[Beowulf] multi-threading vs. MPI

Sat Dec 8 09:51:48 PST 2007

Don,

You asked:  
"...  AMD X2 5400+ in the Master node (dual core) and three AMD X2 4000+
dual core processors enclosed in inexpensive boxes. .... I believe, some
hyperthreading between the dual cores so what is the story about how the
dual cores can be addressed individually but still have hyperthreading
between the dual cores?"

There is no hyperthreading (hardware threading) in AMD CPUs.  Each core
appears like a separate CPU to the Operating System and is treated as
such by MPI libraries.   So you can happily use your Microwulf running
two MPI processes per node with good performance.  The thrust of the
discussion is that, for the average user, you can ignore software
threading between the cores of a node, just use MPI to obtain good
parallel speed-ups.

-Tom

________________________________

	From: beowulf-bounces at beowulf.org
[mailto:beowulf-bounces at beowulf.org] On Behalf Of Donald Shillady
	Sent: Friday, December 07, 2007 4:23 PM
	To: richard.walsh at comcast.net; Toon Knapen; BeowulfMailing List
	Subject: RE: [Beowulf] multi-threading vs.
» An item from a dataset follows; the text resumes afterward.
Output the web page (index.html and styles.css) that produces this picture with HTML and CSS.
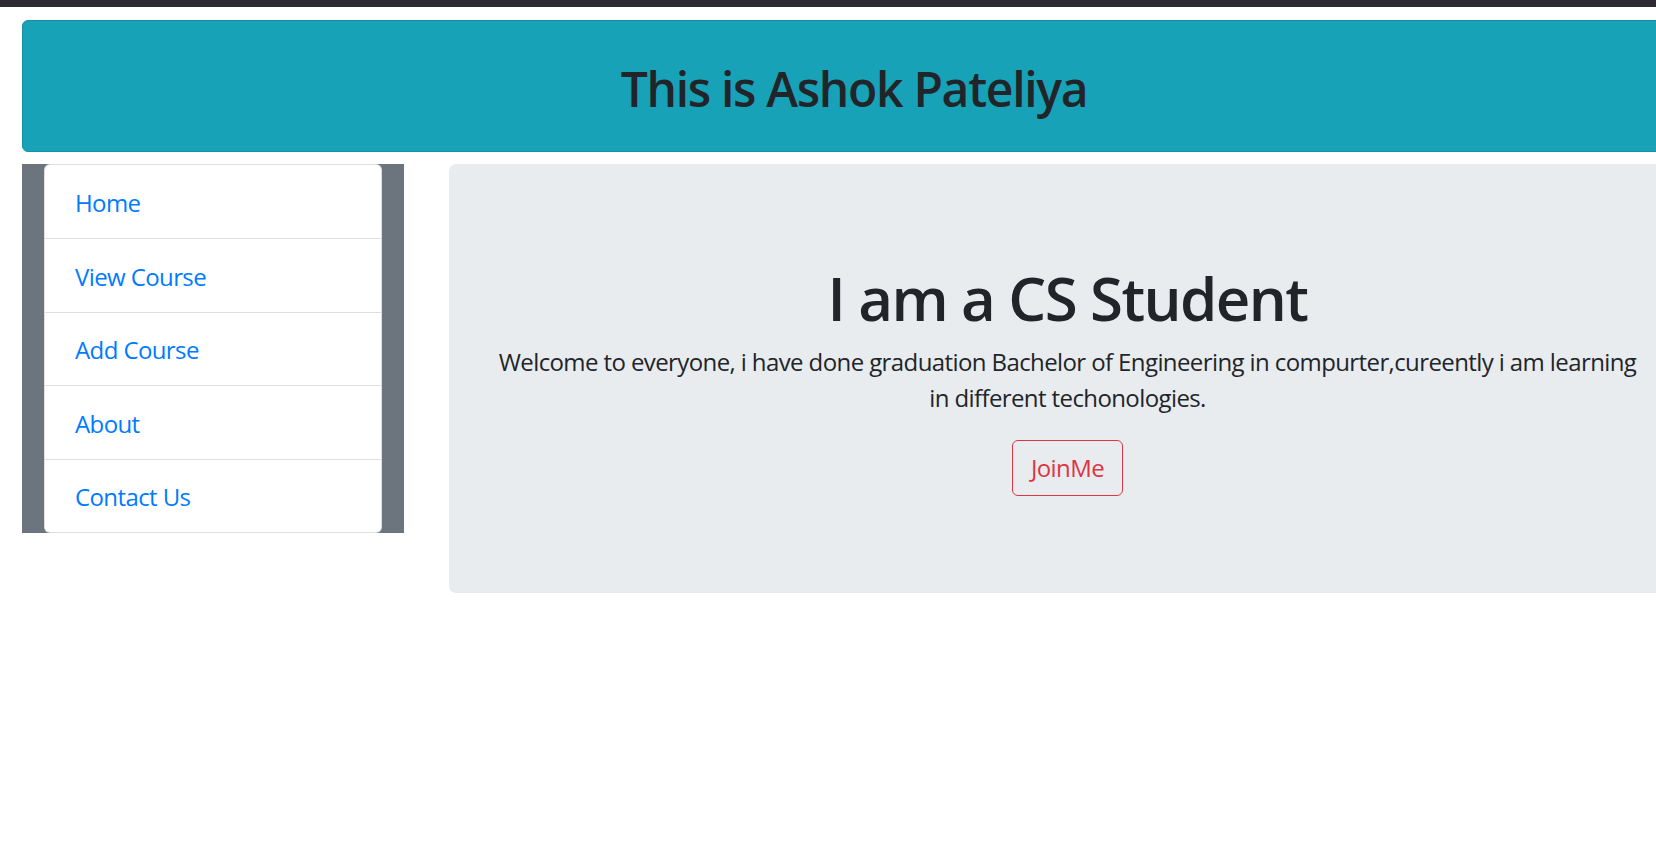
FILE: index.html
```html
<!DOCTYPE html>
<html lang="en">
<head>
<meta charset="utf-8">
<title>Ashok Pateliya</title>
<link rel="stylesheet" href="styles.css">
</head>
<body>
<div class="topbar"></div>
<div class="container">
  <header class="banner">
    <h2 class="banner-title">This is Ashok Pateliya</h2>
  </header>
  <div class="row">
    <aside class="sidebar">
      <nav class="list-group">
        <a class="list-item" href="#">Home</a>
        <a class="list-item" href="#">View Course</a>
        <a class="list-item" href="#">Add Course</a>
        <a class="list-item" href="#">About</a>
        <a class="list-item" href="#">Contact Us</a>
      </nav>
    </aside>
    <main class="jumbotron">
      <h1 class="jumbo-title">I am a CS Student</h1>
      <p class="jumbo-text">Welcome to everyone, i have done graduation Bachelor of Engineering in compurter,cureently i am learning in different techonologies.</p>
      <button class="btn-outline-danger" type="button">JoinMe</button>
    </main>
  </div>
</div>
</body>
</html>
```
FILE: styles.css
```css
html, body {
  margin: 0;
  padding: 0;
  overflow: hidden;
  background: #ffffff;
}

body {
  font-family: "Open Sans", "Noto Sans", sans-serif;
  font-size: 24px;
  line-height: 36px;
  color: #212529;
}

.topbar {
  height: 7px;
  background: #2f2a31;
}

.container {
  width: 1664px;
  padding: 13px 22px 0 22px;
}

.banner {
  box-sizing: border-box;
  height: 132px;
  background: #17a2b8;
  border: 1px solid #1592a6;
  border-radius: 6px;
  display: flex;
  align-items: center;
  justify-content: center;
}

.banner-title {
  margin: 0;
  padding-top: 6px;
  font-size: 48px;
  line-height: 57.6px;
  font-weight: 600;
  letter-spacing: -1.3px;
  color: #212529;
}

.row {
  display: grid;
  grid-template-columns: 382px 1fr;
  column-gap: 45px;
  margin-top: 12px;
  align-items: start;
}

.sidebar {
  background: #6c757d;
  padding: 0 22px;
}

.list-group {
  display: flex;
  flex-direction: column;
  background: #ffffff;
  border: 1px solid rgba(0, 0, 0, 0.125);
  border-radius: 6px;
  overflow: hidden;
}

.list-item {
  display: block;
  padding: 19.5px 30px 17px 30px;
  color: #007bff;
  text-decoration: none;
  letter-spacing: -0.6px;
  border-top: 1px solid rgba(0, 0, 0, 0.125);
  height: 36px;
  line-height: 36px;
}

.list-item:first-child {
  border-top: 0;
  padding-top: 20px;
}

.jumbotron {
  background: #e9ecef;
  border-radius: 7px;
  padding: 96px 48px 97px 48px;
  text-align: center;
}

.jumbo-title {
  margin: 0 0 10px 0;
  padding-top: 2px;
  font-size: 60px;
  line-height: 72px;
  font-weight: 600;
  letter-spacing: -1.6px;
}

.jumbo-text {
  margin: 0 0 24px 0;
  letter-spacing: -0.6px;
}

.btn-outline-danger {
  font-family: inherit;
  font-size: 24px;
  line-height: 36px;
  letter-spacing: -0.6px;
  color: #dc3545;
  background: transparent;
  border: 1.5px solid #dc3545;
  border-radius: 6px;
  padding: 9px 18px;
  cursor: pointer;
}
```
MPI

	This is a very interesting discussion to me.  I have started to
purchase components for an 8 core microWulf based on the Calvin College
microWulf constructed by Prof. Joel Adams and his student except I will
use slightly faster cores with an AMD X2 5400+ in the Master node (dual
core) and three AMD X2 4000+ dual core processors enclosed in
inexpensive boxes.  The Master node has an MSI K9N SLI Platinum
motherboard which has two Gigabit ports so perhaps the initial
configuration with three satellite dual core CPU can be extended to a
second set of boxes later.  All these AM2-socket CPU are dual core and
apparently Prof. Adams was able to address them in the microWulf as
individual cores but there is, I believe, some hyperthreading between
the dual cores so what is the story about how the dual cores can be
addressed individually but still have hyperthreading between the dual
cores?  I am an experienced programmer for Von Neuman architecture and a
total novice on parallel systems but as I build the microWulf I wonder
if MPI will decouple the hyperthreading or is it not there?  From what
little I have learned so far the microWulf switch depends on the
relatively slow Gigabit Ethernet so there is probably time within each
dual core CPU for hyperthreading to occur if indeed provision is
provided for hyperthreading in the AMD X2 dual cores.  Sorry to ask such
a dumb question but I am trying to learn. 

	Don Shillady
	Emeritus PRofessor of Chemistry, VCU
	Ashland Va (working at home)

________________________________

		From: richard.walsh at comcast.net
		To: toon.knapen at gmail.com; beowulf at beowulf.org
		Subject: Re: [Beowulf] multi-threading vs. MPI
		Date: Fri, 7 Dec 2007 22:15:25 +0000
		CC: 

			-------------- Original message -------------- 
			From: "Toon Knapen" <toon.knapen at gmail.com> 

			How come there is almost unanimous agreement in
the beowulf-community while the rest is almost unanimous convinced of
the opposite ? Are we just tapping ourselves on the back or is MP not
sufficiently dissiminated or ... ? 

			Mmm ... I think the answer to this is that the
rest of world (non-HPC world) is in a time
			warp.  HPC went through its SMP-threads phase in
the early-mid 1990s with OpenMP, and then we needed more a more scalable
approach (MPI).  Now that multi-core and multi-socket has brought
parallelism to the rest of the Universe, SMP-based parallelism has had a
resurgence ... this has also naturally caused some in HPC to revisit the
question as nodes have fattened.  

			The allure of a programming model that is
intuitive, expressive, symbolically light-weight,
			and provides a way to manage the latency
variance across memory partitions is irresistable.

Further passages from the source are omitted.